*What you are asked to do*
Give back the full listing, character for character, with no pictures.

* * * * *

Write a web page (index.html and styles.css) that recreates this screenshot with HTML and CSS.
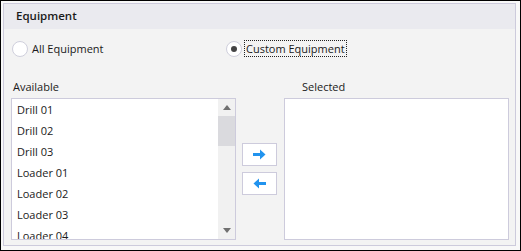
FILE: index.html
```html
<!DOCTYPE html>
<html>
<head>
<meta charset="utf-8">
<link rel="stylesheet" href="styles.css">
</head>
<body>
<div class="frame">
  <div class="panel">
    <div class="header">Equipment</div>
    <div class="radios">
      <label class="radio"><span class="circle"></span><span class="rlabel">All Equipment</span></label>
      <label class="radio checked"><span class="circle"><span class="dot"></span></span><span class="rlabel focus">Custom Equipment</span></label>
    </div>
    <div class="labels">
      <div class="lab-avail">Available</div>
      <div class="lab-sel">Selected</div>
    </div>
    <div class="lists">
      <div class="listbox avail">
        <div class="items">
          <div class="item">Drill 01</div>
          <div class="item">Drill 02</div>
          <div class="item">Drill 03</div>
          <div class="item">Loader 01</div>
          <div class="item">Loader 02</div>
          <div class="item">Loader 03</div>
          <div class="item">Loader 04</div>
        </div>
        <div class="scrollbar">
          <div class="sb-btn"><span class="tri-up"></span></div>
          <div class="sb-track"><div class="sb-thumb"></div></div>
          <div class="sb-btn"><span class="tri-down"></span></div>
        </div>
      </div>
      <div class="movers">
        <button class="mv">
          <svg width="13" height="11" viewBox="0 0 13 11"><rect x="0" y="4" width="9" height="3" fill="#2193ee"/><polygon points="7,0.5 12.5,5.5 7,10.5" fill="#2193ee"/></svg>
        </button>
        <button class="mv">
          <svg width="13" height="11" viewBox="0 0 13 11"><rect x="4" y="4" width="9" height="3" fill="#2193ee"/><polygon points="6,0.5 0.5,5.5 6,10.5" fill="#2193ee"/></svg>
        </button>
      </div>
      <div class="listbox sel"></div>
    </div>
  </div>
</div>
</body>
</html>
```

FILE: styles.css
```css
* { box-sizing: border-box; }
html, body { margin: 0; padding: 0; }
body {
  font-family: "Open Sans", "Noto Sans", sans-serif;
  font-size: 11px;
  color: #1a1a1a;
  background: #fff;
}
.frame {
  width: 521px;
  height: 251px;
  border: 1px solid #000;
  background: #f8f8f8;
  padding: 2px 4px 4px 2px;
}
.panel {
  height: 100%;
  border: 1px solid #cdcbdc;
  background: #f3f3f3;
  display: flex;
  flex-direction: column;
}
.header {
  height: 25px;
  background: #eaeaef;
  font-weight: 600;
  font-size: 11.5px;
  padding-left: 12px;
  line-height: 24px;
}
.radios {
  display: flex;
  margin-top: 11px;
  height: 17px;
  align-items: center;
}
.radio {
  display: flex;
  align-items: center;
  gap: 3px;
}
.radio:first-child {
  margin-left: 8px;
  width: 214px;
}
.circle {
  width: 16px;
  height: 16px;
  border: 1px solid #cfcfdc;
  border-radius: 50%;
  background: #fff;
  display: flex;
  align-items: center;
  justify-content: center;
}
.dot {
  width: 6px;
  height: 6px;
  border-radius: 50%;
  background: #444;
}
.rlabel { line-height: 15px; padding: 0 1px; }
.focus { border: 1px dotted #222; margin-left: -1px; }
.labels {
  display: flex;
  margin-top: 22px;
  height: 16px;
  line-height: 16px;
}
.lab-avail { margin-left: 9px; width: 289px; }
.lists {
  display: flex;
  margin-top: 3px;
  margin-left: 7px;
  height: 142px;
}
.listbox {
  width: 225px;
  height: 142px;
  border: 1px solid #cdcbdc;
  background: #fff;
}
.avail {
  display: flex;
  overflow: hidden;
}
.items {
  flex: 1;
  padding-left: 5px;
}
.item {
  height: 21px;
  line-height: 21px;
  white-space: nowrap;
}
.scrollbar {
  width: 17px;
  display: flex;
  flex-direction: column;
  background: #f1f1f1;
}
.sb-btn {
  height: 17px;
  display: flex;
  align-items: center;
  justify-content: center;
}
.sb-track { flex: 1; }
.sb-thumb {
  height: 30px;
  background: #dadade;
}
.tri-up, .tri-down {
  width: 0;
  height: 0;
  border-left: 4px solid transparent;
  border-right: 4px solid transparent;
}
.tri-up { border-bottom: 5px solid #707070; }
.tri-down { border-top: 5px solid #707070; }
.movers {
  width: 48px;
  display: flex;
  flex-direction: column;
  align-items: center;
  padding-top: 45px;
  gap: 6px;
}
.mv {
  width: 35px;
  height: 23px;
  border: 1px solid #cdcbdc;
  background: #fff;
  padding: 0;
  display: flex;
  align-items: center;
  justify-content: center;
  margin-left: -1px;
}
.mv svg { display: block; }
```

* * * * *

*Task output*
Write a web page (index.html and styles.css) that recreates this screenshot with HTML and CSS.
FILE: index.html
```html
<!DOCTYPE html>
<html>
<head>
<meta charset="utf-8">
<link rel="stylesheet" href="styles.css">
</head>
<body>
<div class="frame">
  <div class="panel">
    <div class="header">Equipment</div>
    <div class="radios">
      <label class="radio"><span class="circle"></span><span class="rlabel">All Equipment</span></label>
      <label class="radio checked"><span class="circle"><span class="dot"></span></span><span class="rlabel focus">Custom Equipment</span></label>
    </div>
    <div class="labels">
      <div class="lab-avail">Available</div>
      <div class="lab-sel">Selected</div>
    </div>
    <div class="lists">
      <div class="listbox avail">
        <div class="items">
          <div class="item">Drill 01</div>
          <div class="item">Drill 02</div>
          <div class="item">Drill 03</div>
          <div class="item">Loader 01</div>
          <div class="item">Loader 02</div>
          <div class="item">Loader 03</div>
          <div class="item">Loader 04</div>
        </div>
        <div class="scrollbar">
          <div class="sb-btn"><span class="tri-up"></span></div>
          <div class="sb-track"><div class="sb-thumb"></div></div>
          <div class="sb-btn"><span class="tri-down"></span></div>
        </div>
      </div>
      <div class="movers">
        <button class="mv">
          <svg width="13" height="11" viewBox="0 0 13 11"><rect x="0" y="4" width="9" height="3" fill="#2193ee"/><polygon points="7,0.5 12.5,5.5 7,10.5" fill="#2193ee"/></svg>
        </button>
        <button class="mv">
          <svg width="13" height="11" viewBox="0 0 13 11"><rect x="4" y="4" width="9" height="3" fill="#2193ee"/><polygon points="6,0.5 0.5,5.5 6,10.5" fill="#2193ee"/></svg>
        </button>
      </div>
      <div class="listbox sel"></div>
    </div>
  </div>
</div>
</body>
</html>
```

FILE: styles.css
```css
* { box-sizing: border-box; }
html, body { margin: 0; padding: 0; }
body {
  font-family: "Open Sans", "Noto Sans", sans-serif;
  font-size: 11px;
  color: #1a1a1a;
  background: #fff;
}
.frame {
  width: 521px;
  height: 251px;
  border: 1px solid #000;
  background: #f8f8f8;
  padding: 2px 4px 4px 2px;
}
.panel {
  height: 100%;
  border: 1px solid #cdcbdc;
  background: #f3f3f3;
  display: flex;
  flex-direction: column;
}
.header {
  height: 25px;
  background: #eaeaef;
  font-weight: 600;
  font-size: 11.5px;
  padding-left: 12px;
  line-height: 24px;
}
.radios {
  display: flex;
  margin-top: 11px;
  height: 17px;
  align-items: center;
}
.radio {
  display: flex;
  align-items: center;
  gap: 3px;
}
.radio:first-child {
  margin-left: 8px;
  width: 214px;
}
.circle {
  width: 16px;
  height: 16px;
  border: 1px solid #cfcfdc;
  border-radius: 50%;
  background: #fff;
  display: flex;
  align-items: center;
  justify-content: center;
}
.dot {
  width: 6px;
  height: 6px;
  border-radius: 50%;
  background: #444;
}
.rlabel { line-height: 15px; padding: 0 1px; }
.focus { border: 1px dotted #222; margin-left: -1px; }
.labels {
  display: flex;
  margin-top: 22px;
  height: 16px;
  line-height: 16px;
}
.lab-avail { margin-left: 9px; width: 289px; }
.lists {
  display: flex;
  margin-top: 3px;
  margin-left: 7px;
  height: 142px;
}
.listbox {
  width: 225px;
  height: 142px;
  border: 1px solid #cdcbdc;
  background: #fff;
}
.avail {
  display: flex;
  overflow: hidden;
}
.items {
  flex: 1;
  padding-left: 5px;
}
.item {
  height: 21px;
  line-height: 21px;
  white-space: nowrap;
}
.scrollbar {
  width: 17px;
  display: flex;
  flex-direction: column;
  background: #f1f1f1;
}
.sb-btn {
  height: 17px;
  display: flex;
  align-items: center;
  justify-content: center;
}
.sb-track { flex: 1; }
.sb-thumb {
  height: 30px;
  background: #dadade;
}
.tri-up, .tri-down {
  width: 0;
  height: 0;
  border-left: 4px solid transparent;
  border-right: 4px solid transparent;
}
.tri-up { border-bottom: 5px solid #707070; }
.tri-down { border-top: 5px solid #707070; }
.movers {
  width: 48px;
  display: flex;
  flex-direction: column;
  align-items: center;
  padding-top: 45px;
  gap: 6px;
}
.mv {
  width: 35px;
  height: 23px;
  border: 1px solid #cdcbdc;
  background: #fff;
  padding: 0;
  display: flex;
  align-items: center;
  justify-content: center;
  margin-left: -1px;
}
.mv svg { display: block; }
```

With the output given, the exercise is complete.